Let me start with my immediate surroundings. I work at a plain antique library desk with a dark mahogany finish. I paid $15 for it, a good price even then. The desktop is strewn with books, papers, and a tangle of wires. Why are there still so many wires? I have two laptops side by side, my beloved Powerbook and a Dell something or other with Windows and Linux. On the floor behind the desk is an old PC—a castoff from REI corporate offices—which makes a fine Linux server for mp3s, backup, and web development. The Linux and web stuff is a hobby of the same order as, say, crossword puzzles. It keeps the mind active but has no long-range utility. For that reason I have begun studying Spanish. It also keeps the mind active, and it won’t be obsolete in ten years.
My office contains two bookshelves I made. The blue one, behind me, has a lighted work surface at chest height, usually too cluttered to be useful. Across the top shelf stand the neologisms and initialisms of our times: Unix, Linux, php, html, css, Javascript, mysql. It’s depressing to even contemplate, like a sick addiction. Just below the work surface are my writing books: dictionaries, style guides, grammars, usage manuals. These I love unconditionally. Looking at them now my eye falls naturally on The System of English Grammar, by Long and Long. Five hundred pages on building English sentences. I found it years ago in a used book store near the University of Chicago, and it literally taught me how to write. A few books down is another old favorite, A Dictionary of Contemporary American Usage, by Evans and Evans, from Book City on Hollywood Blvd. This book taught me to distrust the rules and simply listen. The Evanses’ first question is, “Does it make sense?” Sometimes that’s all they need to know. They have Shakespeare on their side.
The green bookshelf, to my right, contains two rows of poetry and a growing collection of Spanish, some of which is itself poetry. I keep the poetry close; it’s the collective R & D of writing. The Spanish shelf also contains nearly a dozen graphic novels that recently arrived from Spain. Titles like Buscavidas, Alack Sinner, Mort Cinder—I love to read them in bed, by flashlight. It’s like learning to read all over again. A guitar leans against the bookshelf, an Epiphone archtop, circa 1935, that looks like it’s been through hell. I plunk on it once in a while, without much effect.
At this moment, one of our poodles, Andy, lies in front of the bookshelf dreaming, making little puffy barking sounds—proof, if any is needed, that animals have memories, which means they have complex inner lives, which means we should think twice about how we treat them.

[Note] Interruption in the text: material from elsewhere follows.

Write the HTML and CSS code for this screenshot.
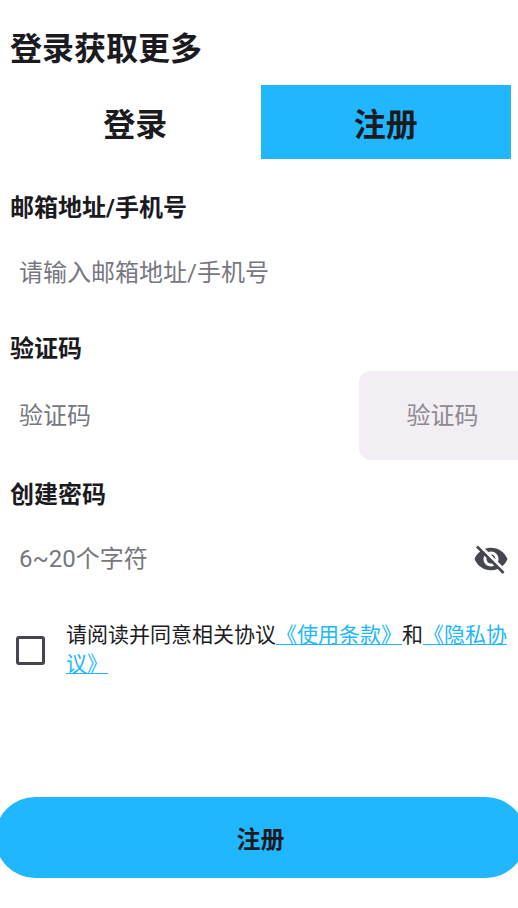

Scattered about the floor are three, four, five pairs of running shoes, two of which are my current runners and the rest everyday walkers. All I have anymore are running shoes, they’ve crowded out the loafers. Soon I will lace up the trail shoes and go out with Andy and our other poodle, GoGo. I’ve been running with GoGo for ten years. A lot of miles we’ve covered together. Today I think we will head up to Cougar Mountain.
I will not take you outside this room, into our home, though I will say that my wife Wendy’s office is right next door. It is much neater than my office, everything in its place. She’s an illustrator and in her work much freer and looser than I could ever hope to be. And yet everything is in its place, ship shape. Well, I suppose there’s a lesson in creativity right there.